* Given problem
Search the data below for "index"; list each line that holds it.
**** Data shown
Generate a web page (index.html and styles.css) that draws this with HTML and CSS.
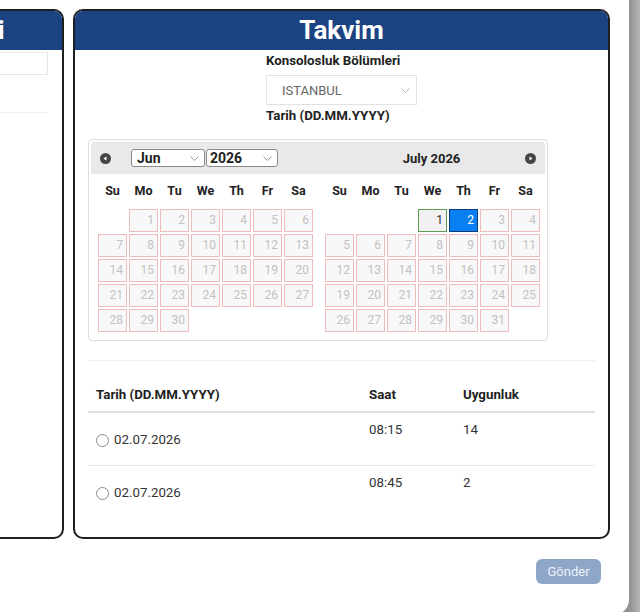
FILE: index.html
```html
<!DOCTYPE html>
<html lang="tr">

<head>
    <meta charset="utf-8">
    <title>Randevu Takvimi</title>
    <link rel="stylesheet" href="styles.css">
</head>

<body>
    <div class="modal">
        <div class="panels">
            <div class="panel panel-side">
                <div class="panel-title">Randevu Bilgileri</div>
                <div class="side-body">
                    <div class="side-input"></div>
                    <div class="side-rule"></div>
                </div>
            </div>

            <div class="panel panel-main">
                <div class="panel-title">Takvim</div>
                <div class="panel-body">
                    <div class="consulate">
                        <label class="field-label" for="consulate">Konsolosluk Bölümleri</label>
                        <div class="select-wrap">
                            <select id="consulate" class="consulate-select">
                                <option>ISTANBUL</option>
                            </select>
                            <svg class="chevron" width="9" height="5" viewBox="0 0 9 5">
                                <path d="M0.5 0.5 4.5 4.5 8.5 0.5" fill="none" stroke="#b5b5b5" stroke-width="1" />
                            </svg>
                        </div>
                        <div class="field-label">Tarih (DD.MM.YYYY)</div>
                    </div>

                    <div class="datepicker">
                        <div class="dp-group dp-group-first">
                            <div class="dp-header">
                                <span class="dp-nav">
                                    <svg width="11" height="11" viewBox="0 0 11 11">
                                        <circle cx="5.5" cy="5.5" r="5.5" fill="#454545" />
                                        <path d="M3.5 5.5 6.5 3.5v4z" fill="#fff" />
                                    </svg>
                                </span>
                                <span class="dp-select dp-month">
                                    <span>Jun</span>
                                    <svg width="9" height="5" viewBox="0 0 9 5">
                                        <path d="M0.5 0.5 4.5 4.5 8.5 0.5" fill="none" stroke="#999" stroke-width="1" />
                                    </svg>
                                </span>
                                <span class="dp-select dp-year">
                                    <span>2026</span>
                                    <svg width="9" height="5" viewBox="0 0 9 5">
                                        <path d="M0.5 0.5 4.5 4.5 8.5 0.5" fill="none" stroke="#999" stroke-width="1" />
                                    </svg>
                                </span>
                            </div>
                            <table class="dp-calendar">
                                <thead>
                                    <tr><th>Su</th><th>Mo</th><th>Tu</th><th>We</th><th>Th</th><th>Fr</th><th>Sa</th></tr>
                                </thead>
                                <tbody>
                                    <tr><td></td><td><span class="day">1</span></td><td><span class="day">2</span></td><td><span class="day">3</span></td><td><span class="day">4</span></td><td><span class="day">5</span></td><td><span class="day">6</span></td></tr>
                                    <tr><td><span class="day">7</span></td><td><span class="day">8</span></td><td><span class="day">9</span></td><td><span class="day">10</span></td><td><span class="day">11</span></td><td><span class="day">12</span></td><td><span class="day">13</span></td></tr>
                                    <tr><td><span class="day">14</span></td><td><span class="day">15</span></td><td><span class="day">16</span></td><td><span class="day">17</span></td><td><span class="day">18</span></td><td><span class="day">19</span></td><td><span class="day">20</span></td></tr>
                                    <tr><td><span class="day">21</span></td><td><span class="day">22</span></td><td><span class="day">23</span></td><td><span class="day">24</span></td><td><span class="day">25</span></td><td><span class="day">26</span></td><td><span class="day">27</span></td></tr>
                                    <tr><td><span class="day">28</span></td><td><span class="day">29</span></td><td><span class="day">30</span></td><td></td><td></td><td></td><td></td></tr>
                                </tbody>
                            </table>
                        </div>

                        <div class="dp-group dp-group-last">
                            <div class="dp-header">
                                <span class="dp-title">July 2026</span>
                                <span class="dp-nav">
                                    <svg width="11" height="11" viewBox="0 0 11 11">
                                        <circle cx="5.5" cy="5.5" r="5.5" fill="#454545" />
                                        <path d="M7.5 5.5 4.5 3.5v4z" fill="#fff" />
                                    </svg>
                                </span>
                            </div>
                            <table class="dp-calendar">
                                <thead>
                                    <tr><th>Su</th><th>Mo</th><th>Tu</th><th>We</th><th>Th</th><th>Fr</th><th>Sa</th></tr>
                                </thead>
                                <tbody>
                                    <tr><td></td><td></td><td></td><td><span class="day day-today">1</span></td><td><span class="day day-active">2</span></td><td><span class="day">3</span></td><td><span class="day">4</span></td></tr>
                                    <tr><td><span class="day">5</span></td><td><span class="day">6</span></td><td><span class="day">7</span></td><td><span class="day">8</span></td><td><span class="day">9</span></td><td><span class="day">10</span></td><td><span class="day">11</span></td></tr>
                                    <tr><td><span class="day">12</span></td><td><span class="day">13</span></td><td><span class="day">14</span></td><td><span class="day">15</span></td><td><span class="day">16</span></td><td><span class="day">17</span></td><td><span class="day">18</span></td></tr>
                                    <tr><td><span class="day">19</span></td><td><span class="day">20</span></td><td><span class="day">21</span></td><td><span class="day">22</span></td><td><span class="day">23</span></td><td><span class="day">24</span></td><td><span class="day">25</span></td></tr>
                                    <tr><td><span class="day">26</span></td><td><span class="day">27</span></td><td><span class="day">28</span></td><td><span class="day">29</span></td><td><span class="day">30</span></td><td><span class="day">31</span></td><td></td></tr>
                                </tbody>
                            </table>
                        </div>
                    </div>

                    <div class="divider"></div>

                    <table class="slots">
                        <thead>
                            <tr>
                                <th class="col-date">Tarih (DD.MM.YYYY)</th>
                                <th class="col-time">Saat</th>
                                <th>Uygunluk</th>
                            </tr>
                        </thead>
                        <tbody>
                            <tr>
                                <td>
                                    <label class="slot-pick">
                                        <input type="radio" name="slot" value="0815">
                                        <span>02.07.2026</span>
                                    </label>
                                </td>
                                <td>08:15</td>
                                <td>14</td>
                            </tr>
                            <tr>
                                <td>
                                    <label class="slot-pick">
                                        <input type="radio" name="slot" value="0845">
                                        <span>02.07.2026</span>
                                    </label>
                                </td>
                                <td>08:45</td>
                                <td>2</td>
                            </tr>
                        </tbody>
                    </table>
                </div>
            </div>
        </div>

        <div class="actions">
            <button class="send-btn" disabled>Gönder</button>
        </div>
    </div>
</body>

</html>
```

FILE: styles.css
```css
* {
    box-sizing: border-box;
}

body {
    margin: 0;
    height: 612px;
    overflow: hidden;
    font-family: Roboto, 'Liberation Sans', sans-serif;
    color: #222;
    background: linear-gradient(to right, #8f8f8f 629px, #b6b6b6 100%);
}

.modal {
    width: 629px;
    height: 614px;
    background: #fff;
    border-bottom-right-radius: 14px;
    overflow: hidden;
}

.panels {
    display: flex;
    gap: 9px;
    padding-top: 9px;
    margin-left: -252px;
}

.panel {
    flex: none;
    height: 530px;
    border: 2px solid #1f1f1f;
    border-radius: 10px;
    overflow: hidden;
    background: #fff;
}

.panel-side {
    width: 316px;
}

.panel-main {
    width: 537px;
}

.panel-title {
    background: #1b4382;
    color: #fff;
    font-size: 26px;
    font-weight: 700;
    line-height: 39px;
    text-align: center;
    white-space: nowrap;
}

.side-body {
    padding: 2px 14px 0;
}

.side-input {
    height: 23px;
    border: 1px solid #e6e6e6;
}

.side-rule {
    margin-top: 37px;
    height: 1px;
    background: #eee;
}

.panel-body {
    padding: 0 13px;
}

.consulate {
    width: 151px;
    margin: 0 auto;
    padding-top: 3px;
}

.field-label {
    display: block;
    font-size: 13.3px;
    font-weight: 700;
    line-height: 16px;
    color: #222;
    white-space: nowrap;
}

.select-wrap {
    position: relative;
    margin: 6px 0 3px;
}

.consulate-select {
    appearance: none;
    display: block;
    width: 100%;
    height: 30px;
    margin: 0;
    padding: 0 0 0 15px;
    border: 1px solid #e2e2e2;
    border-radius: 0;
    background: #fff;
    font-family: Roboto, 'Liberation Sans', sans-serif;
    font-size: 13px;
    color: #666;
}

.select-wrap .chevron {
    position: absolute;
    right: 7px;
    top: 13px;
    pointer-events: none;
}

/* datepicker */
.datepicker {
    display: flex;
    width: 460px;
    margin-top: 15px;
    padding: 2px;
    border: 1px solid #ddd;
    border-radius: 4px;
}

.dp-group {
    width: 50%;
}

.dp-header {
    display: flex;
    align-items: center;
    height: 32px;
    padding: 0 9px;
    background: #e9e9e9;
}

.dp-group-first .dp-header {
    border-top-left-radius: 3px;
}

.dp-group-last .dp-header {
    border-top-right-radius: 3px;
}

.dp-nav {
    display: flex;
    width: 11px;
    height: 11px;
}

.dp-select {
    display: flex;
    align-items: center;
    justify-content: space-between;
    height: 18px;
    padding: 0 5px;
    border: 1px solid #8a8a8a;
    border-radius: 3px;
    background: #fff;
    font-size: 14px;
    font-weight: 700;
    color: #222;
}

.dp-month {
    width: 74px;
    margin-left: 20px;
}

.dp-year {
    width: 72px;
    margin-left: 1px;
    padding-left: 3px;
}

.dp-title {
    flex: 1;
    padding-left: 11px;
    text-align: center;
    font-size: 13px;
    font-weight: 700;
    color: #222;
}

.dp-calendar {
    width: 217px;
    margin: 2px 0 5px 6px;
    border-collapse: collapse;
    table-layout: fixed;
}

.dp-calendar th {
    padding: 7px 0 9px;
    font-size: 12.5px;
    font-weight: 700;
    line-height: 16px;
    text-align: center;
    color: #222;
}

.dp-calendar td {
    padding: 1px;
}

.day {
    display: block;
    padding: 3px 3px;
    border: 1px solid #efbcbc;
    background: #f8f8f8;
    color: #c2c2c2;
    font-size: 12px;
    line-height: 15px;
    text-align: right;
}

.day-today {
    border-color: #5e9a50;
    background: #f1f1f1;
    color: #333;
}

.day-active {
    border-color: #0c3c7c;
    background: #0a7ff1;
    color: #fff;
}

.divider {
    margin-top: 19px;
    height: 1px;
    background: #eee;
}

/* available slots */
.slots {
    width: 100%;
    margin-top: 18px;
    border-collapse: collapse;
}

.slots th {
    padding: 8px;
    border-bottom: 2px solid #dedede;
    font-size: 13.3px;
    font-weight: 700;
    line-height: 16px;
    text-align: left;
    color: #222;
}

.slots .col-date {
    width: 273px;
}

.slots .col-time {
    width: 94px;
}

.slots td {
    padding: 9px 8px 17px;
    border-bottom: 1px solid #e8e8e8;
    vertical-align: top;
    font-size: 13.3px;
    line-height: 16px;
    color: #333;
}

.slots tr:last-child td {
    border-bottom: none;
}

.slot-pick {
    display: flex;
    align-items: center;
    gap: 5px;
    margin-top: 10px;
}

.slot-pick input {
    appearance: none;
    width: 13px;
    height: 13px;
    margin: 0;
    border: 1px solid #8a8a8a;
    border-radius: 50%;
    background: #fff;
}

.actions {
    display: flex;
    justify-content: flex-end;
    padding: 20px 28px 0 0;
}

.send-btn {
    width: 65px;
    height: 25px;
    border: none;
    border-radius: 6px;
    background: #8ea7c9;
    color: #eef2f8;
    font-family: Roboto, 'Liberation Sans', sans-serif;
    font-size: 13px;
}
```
********
* Result of the task
Generate a web page (index.html and styles.css) that draws this with HTML and CSS.
FILE: index.html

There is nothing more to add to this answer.